→ Task
In the entries below, find every line holding the string "this" and collect it.
[Start]
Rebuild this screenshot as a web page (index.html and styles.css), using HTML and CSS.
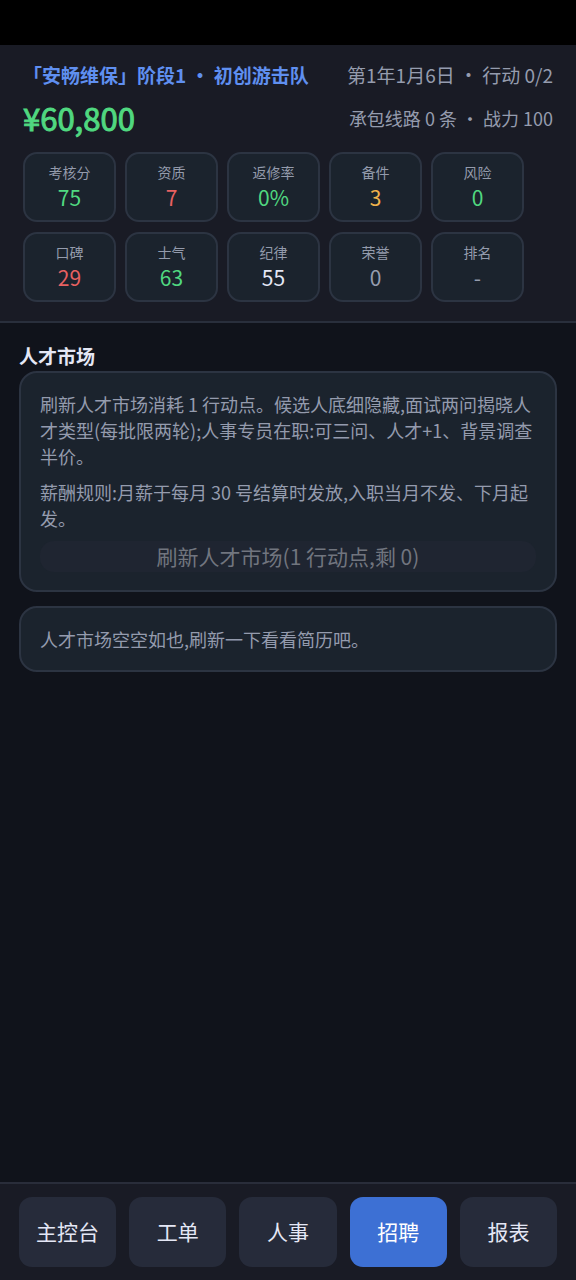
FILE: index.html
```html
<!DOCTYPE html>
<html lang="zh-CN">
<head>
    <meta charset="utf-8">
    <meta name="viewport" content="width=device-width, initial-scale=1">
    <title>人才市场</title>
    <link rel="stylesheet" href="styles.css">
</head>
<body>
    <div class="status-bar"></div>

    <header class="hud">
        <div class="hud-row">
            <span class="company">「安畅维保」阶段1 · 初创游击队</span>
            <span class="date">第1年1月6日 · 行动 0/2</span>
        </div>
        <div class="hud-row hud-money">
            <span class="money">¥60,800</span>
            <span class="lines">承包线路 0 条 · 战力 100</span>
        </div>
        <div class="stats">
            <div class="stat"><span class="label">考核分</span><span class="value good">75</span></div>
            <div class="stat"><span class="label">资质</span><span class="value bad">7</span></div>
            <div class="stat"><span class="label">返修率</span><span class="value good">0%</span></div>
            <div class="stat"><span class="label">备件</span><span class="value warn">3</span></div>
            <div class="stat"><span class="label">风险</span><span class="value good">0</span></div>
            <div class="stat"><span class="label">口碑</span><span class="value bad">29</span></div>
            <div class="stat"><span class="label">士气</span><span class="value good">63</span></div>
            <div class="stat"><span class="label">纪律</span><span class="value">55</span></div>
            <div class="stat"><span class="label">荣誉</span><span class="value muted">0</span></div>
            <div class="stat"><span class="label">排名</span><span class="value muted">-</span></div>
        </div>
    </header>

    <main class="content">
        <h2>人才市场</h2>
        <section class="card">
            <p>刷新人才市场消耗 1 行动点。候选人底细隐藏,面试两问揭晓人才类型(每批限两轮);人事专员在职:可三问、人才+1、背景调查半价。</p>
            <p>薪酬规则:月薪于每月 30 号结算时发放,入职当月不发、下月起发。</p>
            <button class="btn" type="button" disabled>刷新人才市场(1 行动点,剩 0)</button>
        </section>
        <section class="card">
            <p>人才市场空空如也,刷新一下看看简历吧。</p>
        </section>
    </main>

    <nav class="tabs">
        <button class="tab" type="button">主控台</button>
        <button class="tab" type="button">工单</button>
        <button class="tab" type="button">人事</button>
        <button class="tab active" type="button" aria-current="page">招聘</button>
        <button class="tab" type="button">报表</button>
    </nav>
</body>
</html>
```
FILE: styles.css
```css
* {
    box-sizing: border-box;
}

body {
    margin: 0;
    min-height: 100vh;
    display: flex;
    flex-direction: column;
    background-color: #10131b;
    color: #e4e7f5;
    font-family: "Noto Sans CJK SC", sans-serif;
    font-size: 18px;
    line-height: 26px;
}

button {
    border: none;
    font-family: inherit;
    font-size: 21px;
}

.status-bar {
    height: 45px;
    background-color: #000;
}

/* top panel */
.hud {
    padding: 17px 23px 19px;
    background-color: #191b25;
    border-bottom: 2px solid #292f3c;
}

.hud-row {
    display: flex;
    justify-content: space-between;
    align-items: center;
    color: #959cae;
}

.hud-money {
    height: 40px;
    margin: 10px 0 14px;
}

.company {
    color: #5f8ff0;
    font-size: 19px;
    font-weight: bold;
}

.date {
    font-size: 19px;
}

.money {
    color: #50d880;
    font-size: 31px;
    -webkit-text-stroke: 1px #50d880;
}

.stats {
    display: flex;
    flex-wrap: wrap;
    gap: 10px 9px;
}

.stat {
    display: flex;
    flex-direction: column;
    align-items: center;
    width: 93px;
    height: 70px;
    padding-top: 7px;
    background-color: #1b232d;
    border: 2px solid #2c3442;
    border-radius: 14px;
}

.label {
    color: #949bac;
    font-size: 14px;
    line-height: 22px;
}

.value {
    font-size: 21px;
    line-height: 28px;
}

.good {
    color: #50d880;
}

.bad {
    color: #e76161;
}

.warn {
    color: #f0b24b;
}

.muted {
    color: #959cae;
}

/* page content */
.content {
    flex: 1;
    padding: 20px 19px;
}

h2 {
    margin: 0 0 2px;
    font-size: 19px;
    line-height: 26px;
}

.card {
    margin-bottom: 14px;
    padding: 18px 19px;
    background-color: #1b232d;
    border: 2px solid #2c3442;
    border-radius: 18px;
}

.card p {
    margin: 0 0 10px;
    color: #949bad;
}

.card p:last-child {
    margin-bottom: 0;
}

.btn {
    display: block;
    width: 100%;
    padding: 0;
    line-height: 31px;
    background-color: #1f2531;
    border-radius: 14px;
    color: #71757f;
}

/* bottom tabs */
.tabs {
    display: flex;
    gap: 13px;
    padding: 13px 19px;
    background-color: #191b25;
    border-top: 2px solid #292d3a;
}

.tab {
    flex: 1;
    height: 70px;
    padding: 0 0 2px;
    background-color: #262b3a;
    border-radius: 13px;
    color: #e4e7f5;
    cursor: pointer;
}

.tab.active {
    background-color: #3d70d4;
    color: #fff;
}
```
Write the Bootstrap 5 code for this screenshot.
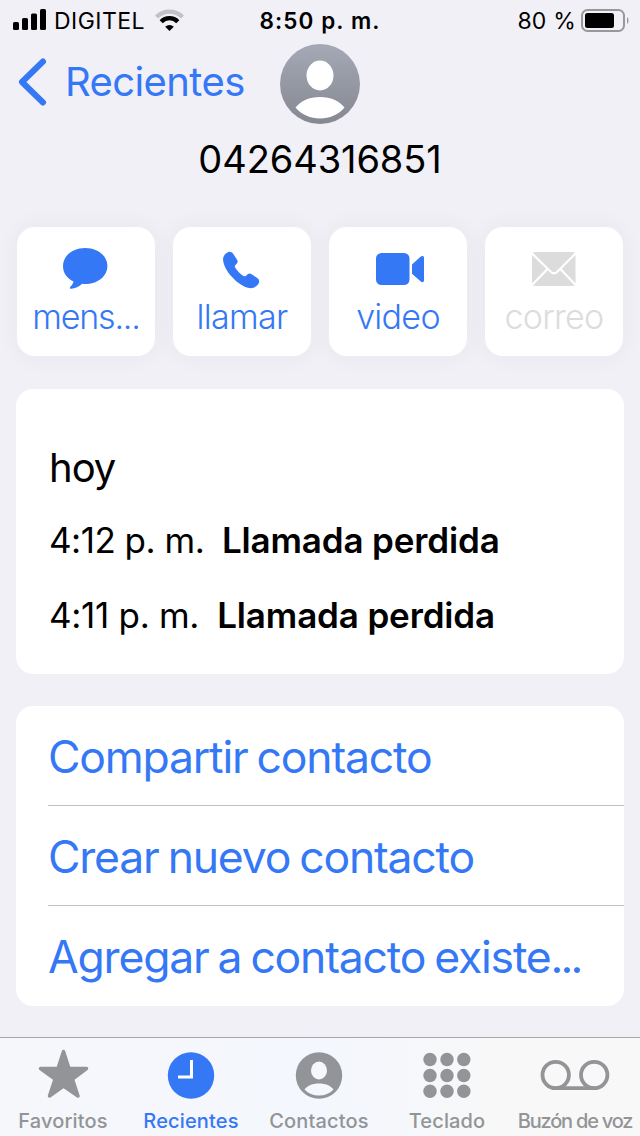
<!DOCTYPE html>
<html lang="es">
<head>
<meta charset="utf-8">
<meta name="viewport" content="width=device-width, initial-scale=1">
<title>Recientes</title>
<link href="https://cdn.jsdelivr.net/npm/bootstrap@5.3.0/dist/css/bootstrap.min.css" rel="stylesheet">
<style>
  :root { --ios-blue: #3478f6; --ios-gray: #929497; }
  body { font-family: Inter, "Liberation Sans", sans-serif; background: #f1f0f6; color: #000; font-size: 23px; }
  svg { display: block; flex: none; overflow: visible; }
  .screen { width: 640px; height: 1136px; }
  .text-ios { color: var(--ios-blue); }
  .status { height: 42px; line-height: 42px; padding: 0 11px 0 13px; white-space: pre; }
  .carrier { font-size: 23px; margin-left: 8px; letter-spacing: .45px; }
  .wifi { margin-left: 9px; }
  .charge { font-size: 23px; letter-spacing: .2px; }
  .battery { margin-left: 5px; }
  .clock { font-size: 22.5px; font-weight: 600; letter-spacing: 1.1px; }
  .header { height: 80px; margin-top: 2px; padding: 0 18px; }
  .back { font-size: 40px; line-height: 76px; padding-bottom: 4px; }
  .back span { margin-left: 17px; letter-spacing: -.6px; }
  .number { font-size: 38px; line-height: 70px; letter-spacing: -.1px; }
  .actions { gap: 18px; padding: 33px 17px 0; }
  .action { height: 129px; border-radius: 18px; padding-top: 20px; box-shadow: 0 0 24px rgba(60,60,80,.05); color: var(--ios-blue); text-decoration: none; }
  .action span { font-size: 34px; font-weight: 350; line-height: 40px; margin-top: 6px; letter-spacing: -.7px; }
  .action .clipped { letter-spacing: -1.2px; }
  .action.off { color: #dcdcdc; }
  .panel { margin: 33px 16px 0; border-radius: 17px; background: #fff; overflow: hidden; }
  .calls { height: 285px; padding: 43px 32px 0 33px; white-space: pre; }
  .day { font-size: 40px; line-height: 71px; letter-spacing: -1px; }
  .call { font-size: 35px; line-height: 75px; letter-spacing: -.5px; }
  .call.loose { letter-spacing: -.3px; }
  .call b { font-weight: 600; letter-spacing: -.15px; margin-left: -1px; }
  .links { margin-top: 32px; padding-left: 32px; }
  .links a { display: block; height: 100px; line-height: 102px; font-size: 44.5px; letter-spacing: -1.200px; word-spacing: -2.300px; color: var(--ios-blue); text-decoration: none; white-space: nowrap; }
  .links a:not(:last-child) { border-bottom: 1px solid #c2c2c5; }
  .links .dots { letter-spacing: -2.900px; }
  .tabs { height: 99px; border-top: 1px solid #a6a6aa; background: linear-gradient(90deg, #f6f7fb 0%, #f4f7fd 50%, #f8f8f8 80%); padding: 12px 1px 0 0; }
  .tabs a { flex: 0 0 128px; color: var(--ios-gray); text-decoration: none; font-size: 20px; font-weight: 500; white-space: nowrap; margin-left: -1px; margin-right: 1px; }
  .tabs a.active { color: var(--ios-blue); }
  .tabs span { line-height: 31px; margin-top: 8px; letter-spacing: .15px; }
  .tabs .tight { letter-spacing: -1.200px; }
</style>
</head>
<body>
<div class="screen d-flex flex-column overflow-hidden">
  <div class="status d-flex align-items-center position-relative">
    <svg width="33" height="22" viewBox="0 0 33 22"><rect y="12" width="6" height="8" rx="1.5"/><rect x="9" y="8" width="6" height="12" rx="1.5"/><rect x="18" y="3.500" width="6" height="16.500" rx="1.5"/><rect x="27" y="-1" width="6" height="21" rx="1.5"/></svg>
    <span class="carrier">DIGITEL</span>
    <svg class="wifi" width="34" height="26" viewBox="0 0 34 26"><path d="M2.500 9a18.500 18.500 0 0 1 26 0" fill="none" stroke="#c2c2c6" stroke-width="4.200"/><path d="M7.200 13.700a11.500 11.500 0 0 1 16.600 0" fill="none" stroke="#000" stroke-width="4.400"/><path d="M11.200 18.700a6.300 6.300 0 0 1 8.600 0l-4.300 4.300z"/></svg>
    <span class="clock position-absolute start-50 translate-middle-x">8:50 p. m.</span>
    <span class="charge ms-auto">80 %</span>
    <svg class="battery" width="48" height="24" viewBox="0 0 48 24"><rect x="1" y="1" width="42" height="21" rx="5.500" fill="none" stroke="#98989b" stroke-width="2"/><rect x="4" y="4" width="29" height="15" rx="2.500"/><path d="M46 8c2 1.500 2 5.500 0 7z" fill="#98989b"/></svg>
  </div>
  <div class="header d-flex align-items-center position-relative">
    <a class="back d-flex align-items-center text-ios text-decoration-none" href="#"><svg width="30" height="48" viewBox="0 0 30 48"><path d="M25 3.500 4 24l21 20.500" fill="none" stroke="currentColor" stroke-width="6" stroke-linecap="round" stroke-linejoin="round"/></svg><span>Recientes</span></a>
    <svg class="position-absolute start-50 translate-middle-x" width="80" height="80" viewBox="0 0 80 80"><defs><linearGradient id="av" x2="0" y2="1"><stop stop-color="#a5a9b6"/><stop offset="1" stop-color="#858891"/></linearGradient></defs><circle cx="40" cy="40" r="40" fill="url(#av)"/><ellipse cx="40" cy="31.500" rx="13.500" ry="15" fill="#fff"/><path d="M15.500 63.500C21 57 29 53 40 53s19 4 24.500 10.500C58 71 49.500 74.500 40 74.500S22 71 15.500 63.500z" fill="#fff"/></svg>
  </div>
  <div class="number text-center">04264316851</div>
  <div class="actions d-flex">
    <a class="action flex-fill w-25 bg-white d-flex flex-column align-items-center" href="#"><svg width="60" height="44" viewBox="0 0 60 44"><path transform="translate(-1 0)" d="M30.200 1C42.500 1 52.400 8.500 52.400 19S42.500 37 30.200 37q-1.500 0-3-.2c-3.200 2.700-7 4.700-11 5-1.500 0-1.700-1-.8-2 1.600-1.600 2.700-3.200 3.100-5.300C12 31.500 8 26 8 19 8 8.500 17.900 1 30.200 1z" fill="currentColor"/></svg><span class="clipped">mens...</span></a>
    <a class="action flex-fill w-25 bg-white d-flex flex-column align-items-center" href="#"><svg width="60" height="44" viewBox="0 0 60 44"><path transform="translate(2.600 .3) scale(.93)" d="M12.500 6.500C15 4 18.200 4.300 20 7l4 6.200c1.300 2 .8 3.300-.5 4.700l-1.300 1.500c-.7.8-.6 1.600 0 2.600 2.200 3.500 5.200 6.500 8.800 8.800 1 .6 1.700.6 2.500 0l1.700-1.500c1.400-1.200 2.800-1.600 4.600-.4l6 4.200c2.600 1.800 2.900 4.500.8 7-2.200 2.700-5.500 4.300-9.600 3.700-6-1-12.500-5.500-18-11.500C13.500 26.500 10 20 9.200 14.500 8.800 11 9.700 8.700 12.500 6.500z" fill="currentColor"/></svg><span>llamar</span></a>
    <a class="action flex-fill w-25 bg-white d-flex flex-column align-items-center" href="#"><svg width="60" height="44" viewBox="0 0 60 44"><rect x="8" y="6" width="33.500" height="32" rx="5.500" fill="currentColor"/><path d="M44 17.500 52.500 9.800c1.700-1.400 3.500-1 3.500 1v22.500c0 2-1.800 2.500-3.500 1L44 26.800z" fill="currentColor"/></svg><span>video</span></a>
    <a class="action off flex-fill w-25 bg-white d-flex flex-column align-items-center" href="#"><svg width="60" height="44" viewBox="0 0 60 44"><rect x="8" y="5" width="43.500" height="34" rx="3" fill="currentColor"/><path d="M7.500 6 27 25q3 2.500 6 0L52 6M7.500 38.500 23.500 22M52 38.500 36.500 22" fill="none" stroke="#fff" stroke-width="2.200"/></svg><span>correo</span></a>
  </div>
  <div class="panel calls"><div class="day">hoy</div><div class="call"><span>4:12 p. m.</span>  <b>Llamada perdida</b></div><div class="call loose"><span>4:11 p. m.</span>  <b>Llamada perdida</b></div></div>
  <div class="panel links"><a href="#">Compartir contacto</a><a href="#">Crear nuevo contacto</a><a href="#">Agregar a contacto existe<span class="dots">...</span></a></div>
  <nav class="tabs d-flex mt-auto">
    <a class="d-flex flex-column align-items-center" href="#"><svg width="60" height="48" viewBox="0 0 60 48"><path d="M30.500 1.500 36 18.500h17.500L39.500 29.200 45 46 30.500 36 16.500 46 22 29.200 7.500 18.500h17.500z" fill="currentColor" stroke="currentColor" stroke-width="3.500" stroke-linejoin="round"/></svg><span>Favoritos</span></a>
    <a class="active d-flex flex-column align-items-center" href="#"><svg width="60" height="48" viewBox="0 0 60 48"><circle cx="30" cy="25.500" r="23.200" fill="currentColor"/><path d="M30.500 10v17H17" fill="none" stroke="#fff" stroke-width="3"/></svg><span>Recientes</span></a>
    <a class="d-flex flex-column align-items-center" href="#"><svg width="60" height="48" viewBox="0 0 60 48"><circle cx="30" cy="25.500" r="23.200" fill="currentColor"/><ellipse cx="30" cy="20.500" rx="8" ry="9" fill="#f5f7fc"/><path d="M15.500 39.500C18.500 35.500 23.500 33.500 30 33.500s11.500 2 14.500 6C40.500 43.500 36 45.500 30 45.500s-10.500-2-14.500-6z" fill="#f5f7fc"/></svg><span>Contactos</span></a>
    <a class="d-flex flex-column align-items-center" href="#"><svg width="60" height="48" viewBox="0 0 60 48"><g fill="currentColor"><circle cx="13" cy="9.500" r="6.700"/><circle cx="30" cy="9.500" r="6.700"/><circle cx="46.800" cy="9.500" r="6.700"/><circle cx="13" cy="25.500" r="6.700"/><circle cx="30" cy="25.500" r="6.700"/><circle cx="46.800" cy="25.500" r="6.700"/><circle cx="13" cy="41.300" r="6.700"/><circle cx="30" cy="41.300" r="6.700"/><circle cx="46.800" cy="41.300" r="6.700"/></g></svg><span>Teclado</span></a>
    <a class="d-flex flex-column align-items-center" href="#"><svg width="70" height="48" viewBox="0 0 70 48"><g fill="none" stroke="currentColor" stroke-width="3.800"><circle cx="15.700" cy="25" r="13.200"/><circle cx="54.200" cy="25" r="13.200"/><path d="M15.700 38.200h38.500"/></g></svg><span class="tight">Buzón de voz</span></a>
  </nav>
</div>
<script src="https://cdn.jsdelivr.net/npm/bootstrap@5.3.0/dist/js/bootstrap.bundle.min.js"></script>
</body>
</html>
[End]
→ Solution
Rebuild this screenshot as a web page (index.html and styles.css), using HTML and CSS.
Write the Bootstrap 5 code for this screenshot.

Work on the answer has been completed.